Besides pensioners, there are account and fund managers, pension plan representatives, corporate boards and trustees, and others who have something to gain from influencing the process. Even without intentionally sabotaging retirees’ variety of plan choices, the direct beneficiaries of pensions exercise frighteningly little control. The ledger will eliminate unnecessary intermediaries and provide transparency, greater choice, and direct responsibility for pensioners to pick the investments that are best for them—and them only.
Changing Retirement with Cryptocurrency
Blockchain projects must address the crumbling pension infrastructure problem facing current retirees and funds, but it can solve another problem as well. Efforts by working individuals to save for retirement are waning, largely due to stagnant wages, as well as rising inflation and debt levels. Millennials are neglecting to look over the financial horizon out of fear from what they’ll see, but blockchain adds optimism to the picture.
With trends showing that less than 66% of millennials have saved anything for their eventual retirement, the future looks grim. However, blockchain is creating more accessible retirement plans that include cryptocurrency investments as well as traditional financial assets, which appeal to a younger crowd.

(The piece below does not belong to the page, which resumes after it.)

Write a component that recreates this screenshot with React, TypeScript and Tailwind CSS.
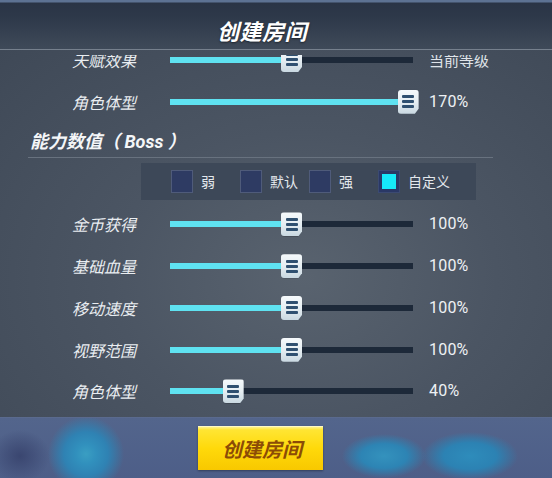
import React from "react";

type SliderRow = { label: string; pct: number; value: string };

const topRows: SliderRow[] = [
  { label: "天赋效果", pct: 50, value: "当前等级" },
  { label: "角色体型", pct: 98, value: "170%" },
];

const bossRows: SliderRow[] = [
  { label: "金币获得", pct: 50, value: "100%" },
  { label: "基础血量", pct: 50, value: "100%" },
  { label: "移动速度", pct: 50, value: "100%" },
  { label: "视野范围", pct: 50, value: "100%" },
  { label: "角色体型", pct: 26, value: "40%" },
];

const presets = [
  { label: "弱", checked: false },
  { label: "默认", checked: false },
  { label: "强", checked: false },
  { label: "自定义", checked: true },
];

const cjk = "font-['Noto_Sans_CJK_SC','Noto_Sans',sans-serif]";

function Thumb() {
  return (
    <div className="w-[21px] h-[24px] rounded-[3px] bg-gradient-to-b from-[#f6fafc] via-[#e6eef2] to-[#c9d8e1] shadow-[1px_1px_2px_rgba(0,0,0,0.45)] flex flex-col items-center justify-center gap-[2px] [clip-path:polygon(0_0,100%_0,100%_80%,82%_100%,0_100%)]">
      <div className="w-[12px] h-[3px] rounded-[1px] bg-[#2f5070]" />
      <div className="w-[12px] h-[3px] rounded-[1px] bg-[#2f5070]" />
      <div className="w-[12px] h-[3px] rounded-[1px] bg-[#2f5070]" />
    </div>
  );
}

function Row({ label, pct, value }: SliderRow) {
  const numeric = /\d/.test(value);
  return (
    <div className="flex items-center h-[41.75px]">
      <div className={`w-[136px] text-right italic text-[16px] leading-none text-[#e9edf1] ${cjk}`}>{label}</div>
      <div className="ml-[34px] w-[243px] h-[6px] bg-[#1d2939] relative">
        <div className="h-full bg-[#5fe2f1]" style={{ width: `${pct}%` }} />
        <div className="absolute top-1/2 -translate-y-1/2" style={{ left: `calc(${pct}% - 10.5px)` }}>
          <Thumb />
        </div>
      </div>
      <div
        className={`ml-[16px] leading-none ${
          numeric
            ? "text-[16px] text-[#eef1f4] font-['Roboto','Noto_Sans',sans-serif] tracking-[0.2px]"
            : `text-[15px] text-[#dfe3e8] ${cjk}`
        }`}
      >
        {value}
      </div>
    </div>
  );
}

export default function App() {
  return (
    <div className="w-[552px] h-[478px] overflow-hidden flex flex-col bg-[#46505e]">
      {/* title bar */}
      <div className="h-[50px] shrink-0 border-b border-[#76808d] bg-[linear-gradient(to_bottom,#5d7293_0px,#5d7293_2px,#2a3446_3px,#2e394a_18px,#3f4a59_49px)] flex items-center pl-[217px] pt-[10px]">
        <div className={`text-[22px] font-bold italic leading-none text-white tracking-[0.5px] [text-shadow:0_1px_2px_rgba(0,0,0,0.5)] ${cjk}`}>
          创建房间
        </div>
      </div>

      {/* settings list */}
      <div className="flex-1 bg-[radial-gradient(ellipse_at_55%_62%,#59636f_0%,#4b5563_45%,#3f4957_100%)] pt-[5px] flex flex-col">
        <div className="flex-1 overflow-hidden">
          <div className="-mt-[16px] flex flex-col">
            {topRows.map((r, i) => (
              <Row key={i} {...r} />
            ))}

            <div className="ml-[28px] w-[465px] h-[35px] border-b border-[#68727f] flex items-center pt-[3px] pl-[2px]">
              <div className={`text-[18px] font-bold italic leading-none text-[#f4f6f8] ${cjk}`}>
                能力数值（<span className="font-['Roboto',sans-serif]"> Boss </span>）
              </div>
            </div>

            <div className="ml-[141px] mt-[5px] w-[335px] h-[37px] bg-[#3d4858] flex items-center pl-[30px]">
              {presets.map((p) => (
                <div key={p.label} className="w-[69px] flex items-center gap-[8px]">
                  <div
                    className={`w-[22px] h-[23px] shrink-0 border ${
                      p.checked ? "border-[#3b4a72] bg-[#2a3866] p-[3px]" : "border-[#4f5b7a] bg-[#2e3b63]"
                    }`}
                  >
                    {p.checked && <div className="w-full h-full bg-[#16e8fa]" />}
                  </div>
                  <span className={`text-[14px] leading-none text-[#e3e7ec] whitespace-nowrap ${cjk}`}>{p.label}</span>
                </div>
              ))}
            </div>

            <div className="mt-[4px] flex flex-col">
              {bossRows.map((r, i) => (
                <Row key={i} {...r} />
              ))}
            </div>
          </div>
        </div>
      </div>

      {/* bottom action bar */}
      <div className="h-[61px] shrink-0 border-t border-[#5a6a8e] bg-[radial-gradient(circle_at_86px_36px,#3a9ec2_0px,#3190bd_10px,#2f82b3_22px,rgba(48,110,170,0)_38px),radial-gradient(ellipse_42px_22px_at_384px_38px,#3492bd_0%,#2d84b4_55%,rgba(48,110,170,0)_100%),radial-gradient(ellipse_48px_24px_at_470px_38px,#2e8cbb_0%,#2c82b3_55%,rgba(48,110,170,0)_100%),radial-gradient(ellipse_30px_26px_at_20px_38px,#3a4670_0%,rgba(58,70,112,0)_100%),linear-gradient(to_bottom,#53658c,#4d5e88)] pl-[198px] pt-[8px]">
        <div className="w-[125px] h-[44px] bg-[linear-gradient(to_bottom,#fff38a_0px,#ffe533_3px,#ffd90a_50%,#f8c800_100%)] border-t border-[#fff9c4] shadow-[0_1px_2px_rgba(0,0,0,0.35)] flex items-center justify-center pl-[3px]">
          <span className={`text-[20px] font-bold italic leading-none text-[#8c4c06] ${cjk}`}>创建房间</span>
        </div>
      </div>
    </div>
  );
}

Pensions are vital on the individual level, and yet are also colossal sums of money that require immense supervision, management, and input. Accordingly, blockchain has come at an opportune time, when discrepancies in the status quo threaten the way of life for millions of working individuals and retirees.
Blockchain is already showing the world how it will solve the most enduring problems in the pension fund industry. With greater transparency and the lower costs that come with more convenient ways to address fund management, stakeholders in the pension system can finally move closer together and align their interests.